Keynote Speech

Personal Health Information - the Last Frontier on the World Wide Web

Dr. Jim Cimino (Columbia University)

Abstract

Consumers can use the World Wide Web to check their bank statements, make stock transactions, track their express mail packages, and buy or sell just about the anything. But the information that is literally the most vital to them, their personal health information, is generally not available. The barriers to obtaining such information are many, and the issues that need to be addressed are equally diverse, including privacy, political, ethical and technical ones. As these barriers are gradually lowered, new opportunities exist for improving health care through better communication with providers, targeted educational materials, and automated decision support systems. However, with these new abilities will come new responsibilities to help the patient understand the information in his record and to make sure that physician-patient communication does not break down. This presentation will explore these issues, using the example of the Patient Clinical Information System (PatCIS), now in use at the Columbia-Presbyterian Medical Center.

About Dr. James Cimino

James J. Cimino is an Associate Professor in the Departments of Medical Informatics and Medicine at Columbia University. He received a BS in biology from Brown University in 1977, an MD from New York Medical College in 1981, completed an internal medicine residency (with board certification) in 1984, and a medical informatics fellowship at Harvard Medical School in 1988. During his fellowship, he was primarily responsible for the development of a knowledge base for a medical diagnosis system (DXplain), contributed to the initial development of the National Library of Medicine's Unified Medical Language System (UMLS) and worked on vocabulary issues for DXplain and the Computer Stored Ambulatory Record (COSTAR).

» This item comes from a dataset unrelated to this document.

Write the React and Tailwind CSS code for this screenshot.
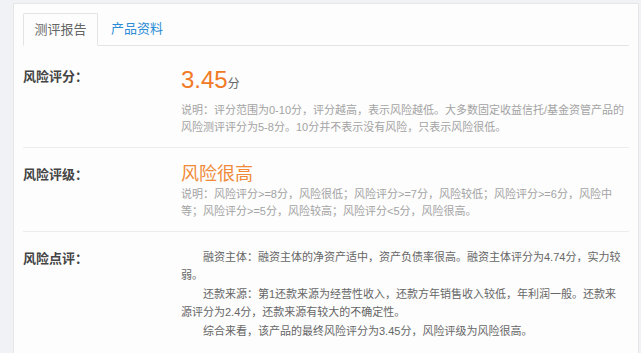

Since 1988, he has been at Columbia, where his time is divided between patient care, teaching, research and development. He teaches a variety of courses in the Department of Medical Informatics and is a clinical instructor in the Department of Medicine in the in-patient and out-patient services. One area of his research involves controlled medical vocabularies for medical decision support (particularly in the development of expert systems approaches to vocabulary management) and he is developing the controlled medical vocabulary for use in the comprehensive clinical information system for the Columbia-Presbyterian Medical Center. Another area of research involves the use of Internet resources to support patient care. To explore this, he is developing an Internet-based clinical information system, now in actual use, that integrates information sources from the World Wide Web into the clinician's workstation.

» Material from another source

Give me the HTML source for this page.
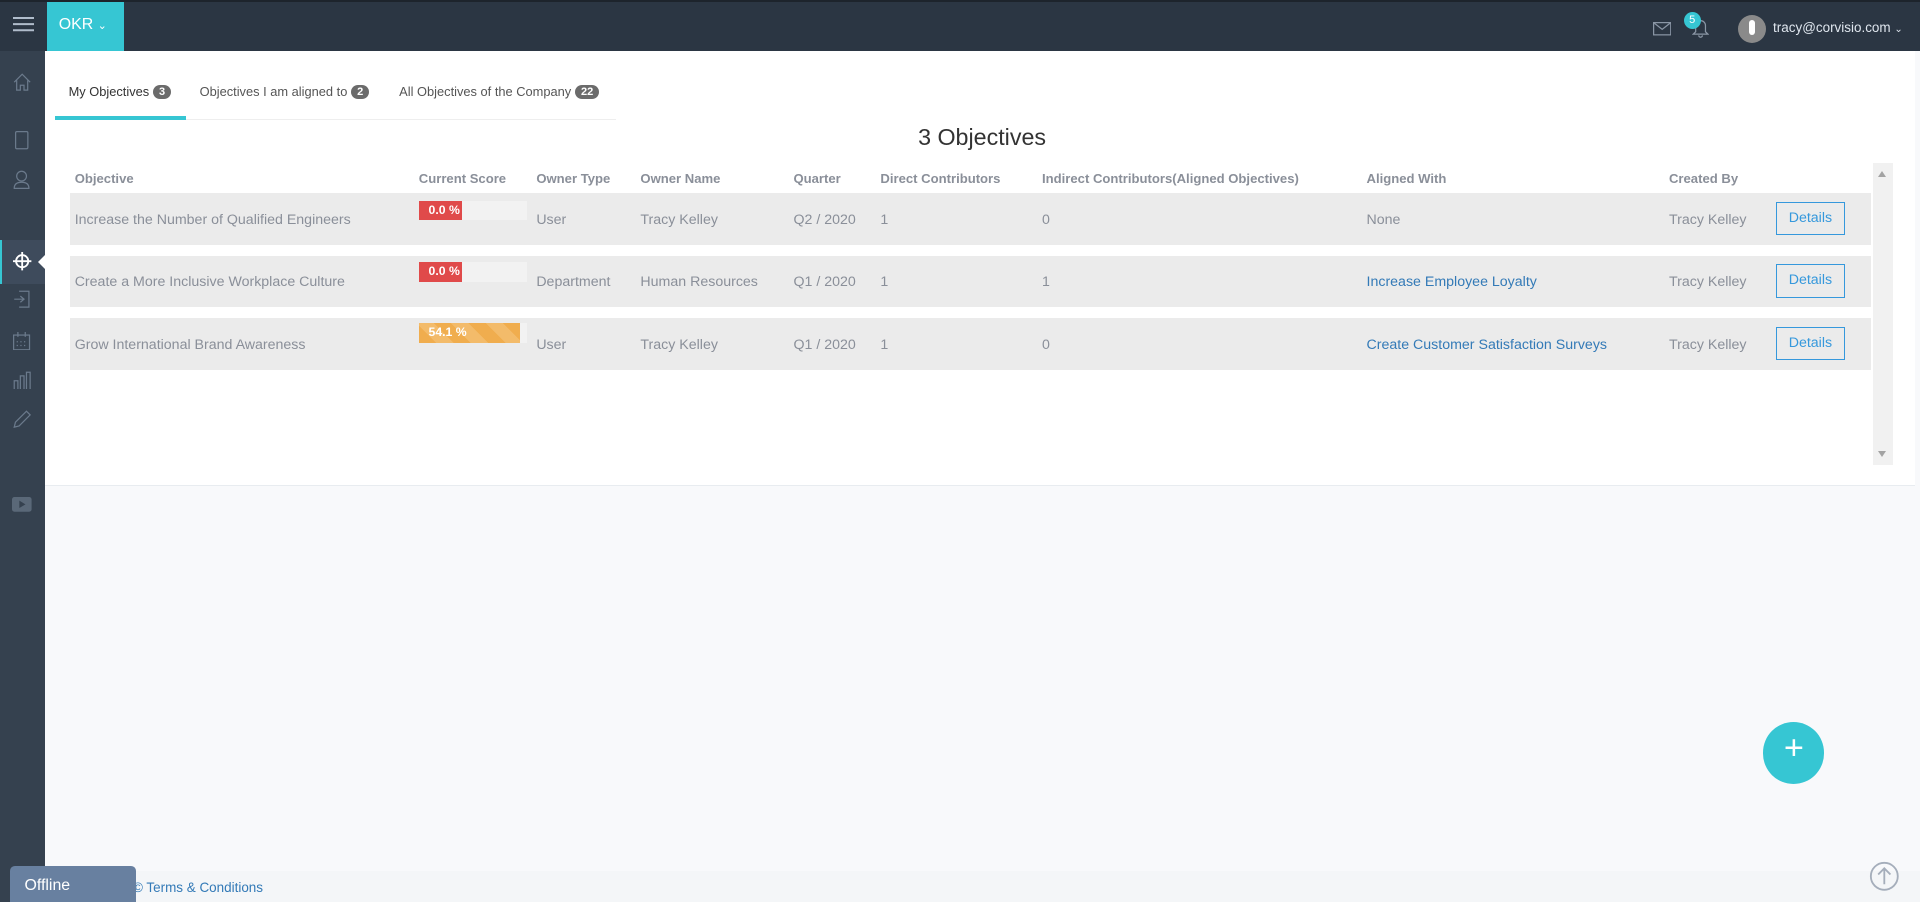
<!DOCTYPE html>
<html><head><meta charset="utf-8"><style>
html,body{margin:0;padding:0;overflow:hidden;background:#f8f9fb}
#w{position:relative;width:1568px;height:737px;zoom:1.22449;font-family:"Liberation Sans",sans-serif;background:#f8f9fb;overflow:hidden}
.a{position:absolute}
.top{left:0;top:0;width:1568px;height:42px;background:#2b3643;border-top:2px solid #1d242c;box-sizing:border-box}
.side{left:0;top:42px;width:37px;height:695px;background:#35414f}
.panel{left:37px;top:42px;width:1527px;height:354px;background:#fff;border-bottom:1px solid #e8ecf0}
.tab{font-size:10.5px;color:#555;top:69px}
.badge{display:inline-block;background:#6b6b6b;color:#fff;border-radius:8px;font-size:9px;font-weight:bold;padding:1px 5px;margin-left:3px;vertical-align:1px}
.th{top:140px;font-size:10.7px;color:#8a8f99;font-weight:bold}
.row{left:57px;width:1471px;height:42px;background:#ebebeb}
.c{font-size:11.6px;color:#8a8f99}
.lnk{color:#337ab7}
.btn{width:57px;height:27px;border:1px solid #3598dc;color:#3598dc;font-size:11.6px;text-align:center;line-height:26px;box-sizing:border-box}
.bar{width:88px;height:16px;background:#f2f2f2}
.bar div{height:16px;color:#fff;font-size:10px;font-weight:bold;line-height:16px;padding-left:8px;box-sizing:border-box}
</style></head><body><div id="w">
<div class="a top"></div>
<div class="a" style="left:11px;top:14px;width:17px;height:1.5px;background:#b0bccb;box-shadow:0 5px 0 #b0bccb,0 10px 0 #b0bccb"></div>
<div class="a" style="left:38px;top:2px;width:63px;height:40px;background:#36c6d3;color:#fff;font-size:13px;line-height:38px;text-indent:10px">OKR <span style="font-size:9px">&#8964;</span></div>
<svg class="a" style="left:1350px;top:18px" width="15" height="11" viewBox="0 0 15 11"><rect x=".5" y=".5" width="14" height="10" fill="none" stroke="#8a96a5"/><path d="M.5 .5 7.5 6 14.5 .5" fill="none" stroke="#8a96a5"/></svg>
<svg class="a" style="left:1382px;top:14px" width="14" height="17" viewBox="0 0 14 17"><path d="M3 12V7a4 4 0 0 1 8 0v5l2 2H1z M5.5 15a1.5 1.5 0 0 0 3 0" fill="none" stroke="#8a96a5"/></svg>
<div class="a" style="left:1375px;top:10px;width:14px;height:14px;border-radius:7px;background:#36c6d3;color:#fff;font-size:9px;text-align:center;line-height:14px">5</div>
<div class="a" style="left:1419px;top:12px;width:23px;height:23px;border-radius:12px;background:#8a8a8a"></div>
<div class="a" style="left:1428px;top:16px;width:5px;height:13px;border-radius:3px;background:#fff"></div>
<div class="a" style="left:1448px;top:16px;font-size:11px;color:#dfe6ee">tracy@corvisio.com <span style="font-size:8px">&#8964;</span></div>
<div class="a side"></div>
<div class="a" style="left:0;top:196px;width:37px;height:36px;background:#3e4b5c;border-left:2px solid #36c6d3;box-sizing:border-box"></div>
<div class="a" style="left:31px;top:208px;width:0;height:0;border:6px solid transparent;border-right-color:#fff;border-left:0"></div>
<svg class="a" style="left:11px;top:60px" width="15" height="15" viewBox="0 0 15 15" fill="none" stroke="#6b7a8c"><path d="M1 7.5 7.5 1 14 7.5M3 6v8h3v-4h3v4h3V6"/></svg>
<svg class="a" style="left:12px;top:107px" width="12" height="16" fill="none" stroke="#6b7a8c"><rect x=".5" y=".5" width="10" height="14" rx="1"/></svg>
<svg class="a" style="left:11px;top:139px" width="15" height="16" fill="none" stroke="#6b7a8c"><circle cx="7" cy="5" r="4"/><path d="M1 15c0-4 3-5 6-5s6 1 6 5z"/></svg>
<svg class="a" style="left:11px;top:206px" width="15" height="15" fill="none" stroke="#fff" stroke-width="1.5"><circle cx="7.5" cy="7.5" r="5"/><path d="M7.5 0v15M0 7.5h15"/></svg>
<svg class="a" style="left:11px;top:237px" width="14" height="15" fill="none" stroke="#6b7a8c"><path d="M5 1h8v13H5M1 7.5h8M6 5l3 2.5L6 10"/></svg>
<svg class="a" style="left:11px;top:271px" width="15" height="15" fill="none" stroke="#6b7a8c"><rect x=".5" y="2.5" width="13" height="12"/><path d="M4 0v4M10 0v4M3 8h1M6 8h1M9 8h1M3 11h1M6 11h1M9 11h1"/></svg>
<svg class="a" style="left:11px;top:303px" width="15" height="15" fill="none" stroke="#6b7a8c"><path d="M1 15V8h3v7M6 15V4h3v11M11 15V1h3v14"/></svg>
<svg class="a" style="left:11px;top:335px" width="15" height="15" fill="none" stroke="#6b7a8c"><path d="M1 14l1-4L11 1l3 3-9 9z"/></svg>
<svg class="a" style="left:10px;top:406px" width="16" height="12"><rect width="16" height="12" rx="2" fill="#5a6878"/><path d="M6 3v6l5-3z" fill="#35414f"/></svg>
<div class="a panel"></div>
<div class="a tab" style="left:56px;color:#333">My Objectives<span class="badge">3</span></div>
<div class="a tab" style="left:163px">Objectives I am aligned to<span class="badge">2</span></div>
<div class="a tab" style="left:326px">All Objectives of the Company<span class="badge">22</span></div>
<div class="a" style="left:45px;top:97px;width:458px;height:1px;background:#eee"></div>
<div class="a" style="left:45px;top:95px;width:107px;height:3px;background:#36c6d3"></div>
<div class="a" style="left:700px;top:101px;width:204px;text-align:center;font-size:19px;color:#333">3 Objectives</div>
<div class="a" style="left:1530px;top:133px;width:16px;height:247px;background:#f1f1f1"></div>
<div class="a" style="left:1534px;top:140px;border:4px solid transparent;border-bottom:5px solid #a3a3a3;border-top:0"></div>
<div class="a" style="left:1534px;top:368px;border:4px solid transparent;border-top:5px solid #a3a3a3;border-bottom:0"></div>
<div class="a th" style="left:61px">Objective</div><div class="a th" style="left:342px">Current Score</div><div class="a th" style="left:438px">Owner Type</div><div class="a th" style="left:523px">Owner Name</div><div class="a th" style="left:648px">Quarter</div><div class="a th" style="left:719px">Direct Contributors</div><div class="a th" style="left:851px">Indirect Contributors(Aligned Objectives)</div><div class="a th" style="left:1116px">Aligned With</div><div class="a th" style="left:1363px">Created By</div>

<div class="a row" style="top:158px"></div><div class="a row" style="top:209px"></div><div class="a row" style="top:260px"></div>

<div class="a c" style="left:61px;top:173px">Increase the Number of Qualified Engineers</div>
<div class="a bar" style="left:342px;top:164px"><div style="width:35px;background:#e04a4a">0.0 %</div></div>
<div class="a c" style="left:438px;top:173px">User</div><div class="a c" style="left:523px;top:173px">Tracy Kelley</div><div class="a c" style="left:648px;top:173px">Q2 / 2020</div><div class="a c" style="left:719px;top:173px">1</div><div class="a c" style="left:851px;top:173px">0</div><div class="a c" style="left:1116px;top:173px">None</div><div class="a c" style="left:1363px;top:173px">Tracy Kelley</div>
<div class="a btn" style="left:1450px;top:165px">Details</div>

<div class="a c" style="left:61px;top:224px">Create a More Inclusive Workplace Culture</div>
<div class="a bar" style="left:342px;top:214px"><div style="width:35px;background:#e04a4a">0.0 %</div></div>
<div class="a c" style="left:438px;top:224px">Department</div><div class="a c" style="left:523px;top:224px">Human Resources</div><div class="a c" style="left:648px;top:224px">Q1 / 2020</div><div class="a c" style="left:719px;top:224px">1</div><div class="a c" style="left:851px;top:224px">1</div><div class="a c lnk" style="left:1116px;top:224px">Increase Employee Loyalty</div><div class="a c" style="left:1363px;top:224px">Tracy Kelley</div>
<div class="a btn" style="left:1450px;top:216px">Details</div>

<div class="a c" style="left:61px;top:275px">Grow International Brand Awareness</div>
<div class="a bar" style="left:342px;top:264px"><div style="width:83px;background:repeating-linear-gradient(45deg,#f0ad4e 0 10px,#f3bb6a 10px 20px)">54.1 %</div></div>
<div class="a c" style="left:438px;top:275px">User</div><div class="a c" style="left:523px;top:275px">Tracy Kelley</div><div class="a c" style="left:648px;top:275px">Q1 / 2020</div><div class="a c" style="left:719px;top:275px">1</div><div class="a c" style="left:851px;top:275px">0</div><div class="a c lnk" style="left:1116px;top:275px">Create Customer Satisfaction Surveys</div><div class="a c" style="left:1363px;top:275px">Tracy Kelley</div>
<div class="a btn" style="left:1450px;top:267px">Details</div>

<div class="a" style="left:1440px;top:590px;width:50px;height:50px;border-radius:25px;background:#36c6d3;color:#fff;font-size:28px;text-align:center;line-height:44px">+</div>
<div class="a" style="left:37px;top:711px;width:1531px;height:26px;background:#f4f6f8"></div>
<div class="a" style="left:97px;top:719px;font-size:11px;color:#337ab7">io © Terms &amp; Conditions</div>
<div class="a" style="left:8px;top:707px;width:103px;height:30px;background:#6880a0;border-radius:4px 4px 0 0;color:#fff;font-size:13px;line-height:32px;text-indent:12px">Offline</div>
<svg class="a" style="left:1526px;top:703px" width="25" height="25" fill="none" stroke="#a5aebb" stroke-width="1.5"><circle cx="12.5" cy="12.5" r="11"/><path d="M12.5 19V6M7.5 11l5-5 5 5"/></svg>
</div></body></html>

He is currently the principle investigator on a National Information Infrastructure (NII) contract, and an Electronic Medical Record grant, both from the National Library of Medicine, and directs a medical informatics fellowship at Columbia. He has served or is serving on the scientific program committees for 7 national and two international medical informatics meetings, including chairing the AMIA Annual Fall Symposium in 1996. He has over 110 publications, including 22 first-authored papers in peer- reviewed medical informatics journals in the past five years. He has been a reviewer for the Bulletin of the Medical Library Association and for the journal Computer and is currently on the Editorial Board of the Journal of the American Medical Informatics Association and Medicine on the Net.

He is a member of the American College of Physicians, the Columbia University Faculty Council, ASTM Committee E31 (Computerized Systems), and is a founding member of AMIA, where he has served on the Board of Directors since 1994 (currently Secretary). He was elected a Fellow of the American College of Medical Informatics in 1992.